Wenn es soweit ist, kann Ihr Kind tatsächlich absichtlich "brav" oder "böse" sein. Welche der beiden Optionen ein Kind dann wählt, hängt sehr davon ab, wie es zu den Erwachsenen steht, die ihm nahe sind und die Macht über es haben. Wenn ihr Kleines dieses Alter erreicht und das Gefühl hat, dass Sie auf seiner Seite stehen und es lieben und unterstützen, wird es Ihnen (die meiste Zeit) gefallen wollen und sich so verhalten, wie Sie es wünschen - viele Ausrutscher inbegriffen.
Denn auch in diesem Alter wird das Gehirn Ihres Kindes noch immer von Gefühlen dominiert. Das bleibt sogar bis in das Jugendalter so! Vernünftiges Denken und Rücksichtnahme klappt zwar immer besser – aber dass Wutausbrüche und Unvernunft immer wieder dazwischen funken, ist entwicklungspsychologisch auch bei älteren Kindern und Teenies völlig normal.

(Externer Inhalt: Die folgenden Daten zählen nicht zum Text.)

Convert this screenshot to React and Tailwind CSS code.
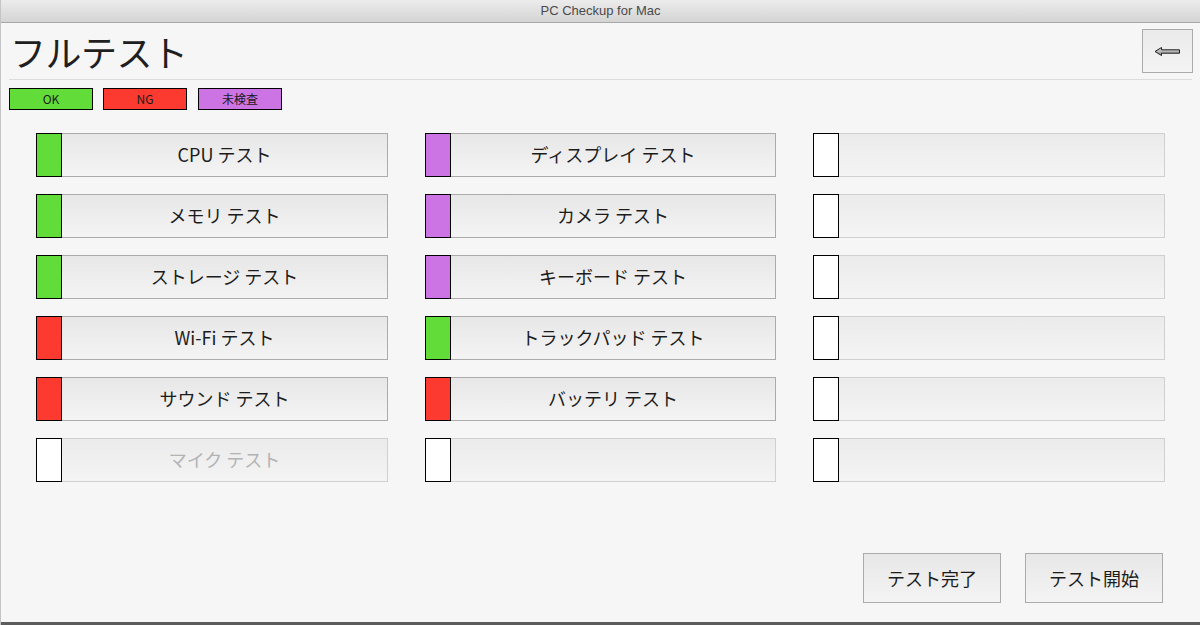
import React from 'react';

const COLORS = {
  ok: 'bg-[#62dc38]',
  ng: 'bg-[#fc3a2f]',
  pending: 'bg-[#cd74e4]',
  none: 'bg-white',
};

const rows = [
  [
    { label: 'CPU テスト', status: 'ok' },
    { label: 'ディスプレイ テスト', status: 'pending' },
    { label: '', status: 'none' },
  ],
  [
    { label: 'メモリ テスト', status: 'ok' },
    { label: 'カメラ テスト', status: 'pending' },
    { label: '', status: 'none' },
  ],
  [
    { label: 'ストレージ テスト', status: 'ok' },
    { label: 'キーボード テスト', status: 'pending' },
    { label: '', status: 'none' },
  ],
  [
    { label: 'Wi-Fi テスト', status: 'ng' },
    { label: 'トラックパッド テスト', status: 'ok' },
    { label: '', status: 'none' },
  ],
  [
    { label: 'サウンド テスト', status: 'ng' },
    { label: 'バッテリ テスト', status: 'ng' },
    { label: '', status: 'none' },
  ],
  [
    { label: 'マイク テスト', status: 'none' },
    { label: '', status: 'none' },
    { label: '', status: 'none' },
  ],
];

function TestItem({ label, status }) {
  const disabled = status === 'none';
  return (
    <div className="flex h-[44px]">
      <div className={`w-[26px] shrink-0 border border-black ${COLORS[status]}`} />
      <button
        className={`flex-1 border border-l-0 flex items-center justify-center pb-px text-[18px] ${
          disabled
            ? 'border-[#d0d0d0] bg-gradient-to-b from-[#ebebeb] to-[#f4f4f4] text-[#b3b3b3]'
            : 'border-[#ababab] bg-gradient-to-b from-[#e7e7e7] to-[#f4f4f4] text-[#1c1c1c]'
        }`}
      >
        {label}
      </button>
    </div>
  );
}

function App() {
  return (
    <div
      className="w-[1200px] h-[625px] bg-[#f6f6f6] flex flex-col overflow-hidden border-l border-[#c4c4c4]"
      style={{ fontFamily: '"Noto Sans CJK JP", "Noto Sans", sans-serif' }}
    >
      <div
        className="h-[23px] shrink-0 bg-gradient-to-b from-[#ececec] to-[#d4d4d4] border-b border-[#a8a8a8] text-center text-[13px] leading-[22px] text-[#4a4a4a]"
        style={{ fontFamily: '"Liberation Sans", Arial, sans-serif' }}
      >
        PC Checkup for Mac
      </div>

      <div className="flex flex-col flex-1">
        <div className="flex items-start justify-between h-[56px] pl-[9px] pr-[7px]">
          <h1 className="text-[36px] leading-[36px] mt-[10px] text-[#1f1f1f] tracking-[-0.5px]">フルテスト</h1>
          <button className="mt-[6px] w-[51px] h-[44px] border border-[#ababab] bg-gradient-to-b from-[#eaeaea] to-[#f4f4f4] flex items-center justify-center">
            <svg width="27" height="11" viewBox="0 0 27 11">
              <defs>
                <linearGradient id="shaft" x1="0" y1="0" x2="0" y2="1">
                  <stop offset="0" stopColor="#e0e0e0" />
                  <stop offset="1" stopColor="#8a8a8a" />
                </linearGradient>
              </defs>
              <path
                d="M1 5.5 L7.5 1.5 L7.5 3.8 L25.5 3.8 L25.5 7.2 L7.5 7.2 L7.5 9.5 Z"
                fill="url(#shaft)"
                stroke="#1e1e1e"
                strokeWidth="1"
                strokeLinejoin="round"
              />
            </svg>
          </button>
        </div>
        <div className="mx-[8px] h-px bg-[#dcdcdc]" />

        <div className="flex gap-[10px] ml-[8px] mt-[8px] text-[12px] text-[#1a1a1a]">
          <div className="w-[84px] h-[22px] border border-black bg-[#62dc38] flex items-center justify-center">OK</div>
          <div className="w-[84px] h-[22px] border border-black bg-[#fc3a2f] flex items-center justify-center">NG</div>
          <div className="w-[84px] h-[22px] border border-black bg-[#cd74e4] flex items-center justify-center ml-px">未検査</div>
        </div>

        <div className="grid grid-cols-[352px_351px_352px] gap-x-[37px] gap-y-[17px] ml-[35px] mt-[23px]">
          {rows.flat().map((item, i) => (
            <TestItem key={i} label={item.label} status={item.status} />
          ))}
        </div>

        <div className="mt-auto flex justify-end gap-[24px] pr-[37px] pb-[19px]">
          <button className="w-[138px] h-[50px] border border-[#ababab] bg-gradient-to-b from-[#e7e7e7] to-[#f4f4f4] text-[18px] text-[#1c1c1c]">
            テスト完了
          </button>
          <button className="w-[138px] h-[50px] border border-[#ababab] bg-gradient-to-b from-[#e7e7e7] to-[#f4f4f4] text-[18px] text-[#1c1c1c]">
            テスト開始
          </button>
        </div>
      </div>
      <div className="h-[3px] shrink-0 bg-[#5c5c5c]" />
    </div>
  );
}

export default App;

Aber ein Kind, das dieses Alter erreicht und fühlt, dass seine Eltern es überwältigen, nicht verstehen und nicht unterstützen, hat vielleicht schon keine Lust mehr, zu gefallen. Man kann es ihnen ja eh nicht recht machen! Dieses Kind versucht den Ärger der Eltern zu ignorieren. Sie sind ja so oft verärgert! Und es wird die Liebe, die es eigentlich für seine Eltern empfindet, unterdrücken. Sie wurde ja so selten erwidert.

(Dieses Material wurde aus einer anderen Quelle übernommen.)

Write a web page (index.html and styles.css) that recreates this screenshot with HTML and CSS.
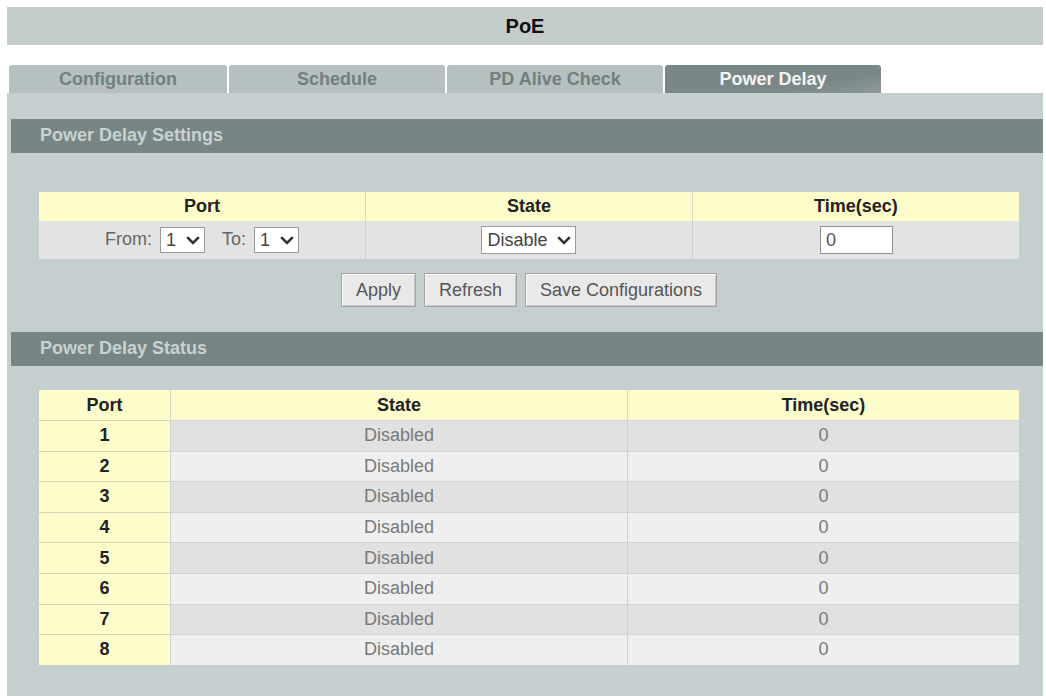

Falls Sie sich jemals fragen, ob Sie zu sanft oder zu freundlich mit Ihrem Kleinkind umgehen - oder falls irgendjemand Ihnen empfiehlt, etwas mehr Disziplin einzufordern - dann schauen Sie nach vorn!

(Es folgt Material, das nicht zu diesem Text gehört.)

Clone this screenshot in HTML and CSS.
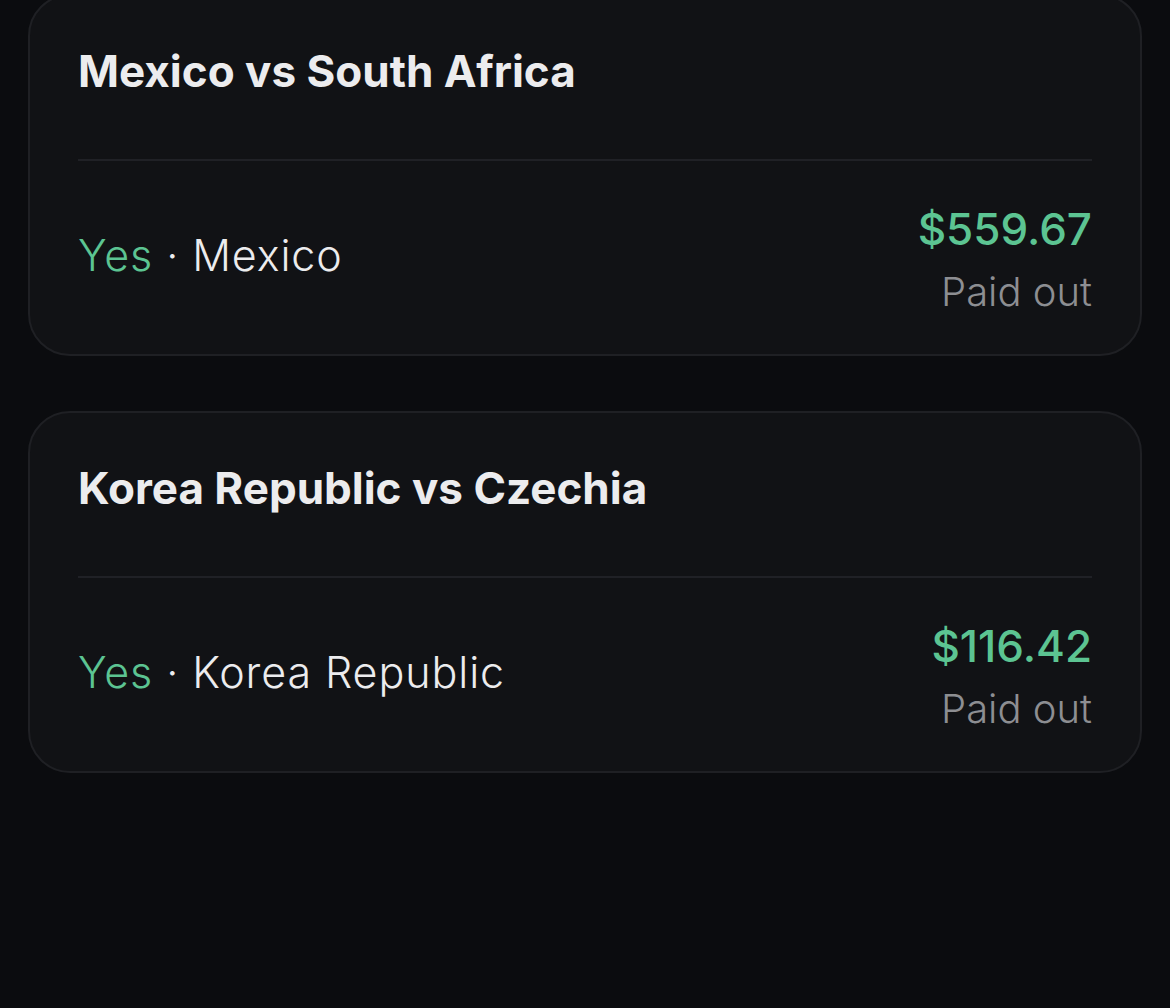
FILE: index.html
```html
<!DOCTYPE html>
<html lang="en">
<head>
    <meta charset="UTF-8">
    <meta name="viewport" content="width=device-width, initial-scale=1.0">
    <title>Settled positions</title>
    <link rel="stylesheet" href="styles.css">
</head>
<body>
    <div class="positions">
        <div class="card">
            <h2 class="match">Mexico vs South Africa</h2>
            <div class="divider"></div>
            <div class="bet">
                <div class="pick"><span class="side">Yes</span> · Mexico</div>
                <div class="payout">
                    <div class="amount">$559.67</div>
                    <div class="status">Paid out</div>
                </div>
            </div>
        </div>
        <div class="card">
            <h2 class="match">Korea Republic vs Czechia</h2>
            <div class="divider"></div>
            <div class="bet">
                <div class="pick"><span class="side">Yes</span> · Korea Republic</div>
                <div class="payout">
                    <div class="amount">$116.42</div>
                    <div class="status">Paid out</div>
                </div>
            </div>
        </div>
    </div>
</body>
</html>
```

FILE: styles.css
```css
body {
    margin: 0;
    background-color: #0b0c0f;
    font-family: Inter, "Noto Sans", sans-serif;
    color: #ececee;
}
.positions {
    display: flex;
    flex-direction: column;
    gap: 55px;
    padding: 0 28px;
    margin-top: -6px;
}
.card {
    background-color: #111215;
    border: 2px solid #1f2024;
    border-radius: 42px;
    padding: 49px 48px 32px;
}
.match {
    margin: 0;
    font-size: 44px;
    line-height: 52px;
    font-weight: 700;
}
.divider {
    height: 2px;
    background-color: #202126;
    margin-top: 62px;
}
.bet {
    display: flex;
    justify-content: space-between;
    align-items: center;
    margin-top: 41px;
}
.pick {
    font-size: 43px;
    line-height: 52px;
    font-weight: 300;
    letter-spacing: 0.9px;
    padding-bottom: 14px;
}
.side {
    color: #5cc492;
}
.payout {
    text-align: right;
}
.amount {
    color: #5cc492;
    font-size: 44px;
    line-height: 54px;
    font-weight: 500;
}
.status {
    color: #8d8e92;
    font-size: 40px;
    line-height: 60px;
    font-weight: 300;
    margin-top: 6px;
}
```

Wenn Ihr Kind das Vorschulalter erreicht und keinen Wert mehr auf Ihre Anerkennung legt, wenn es keine Lust hat, mit Ihnen zusammenzuarbeiten und wenn es sich nicht sicher ist, ob es geliebt wird und lieben darf, dann haben Sie die Basis für eine einfache und effektive Erziehung Ihres Kindes verloren. In dieser Übergangsphase - in der Kleinkindphase - ist ein fröhliches Kind ein einfaches Kind. Und ein Kind, dem es jetzt einfach gut geht, das spürt, dass es geliebt und geschätzt wird, wird später einfacher zu erziehen sein.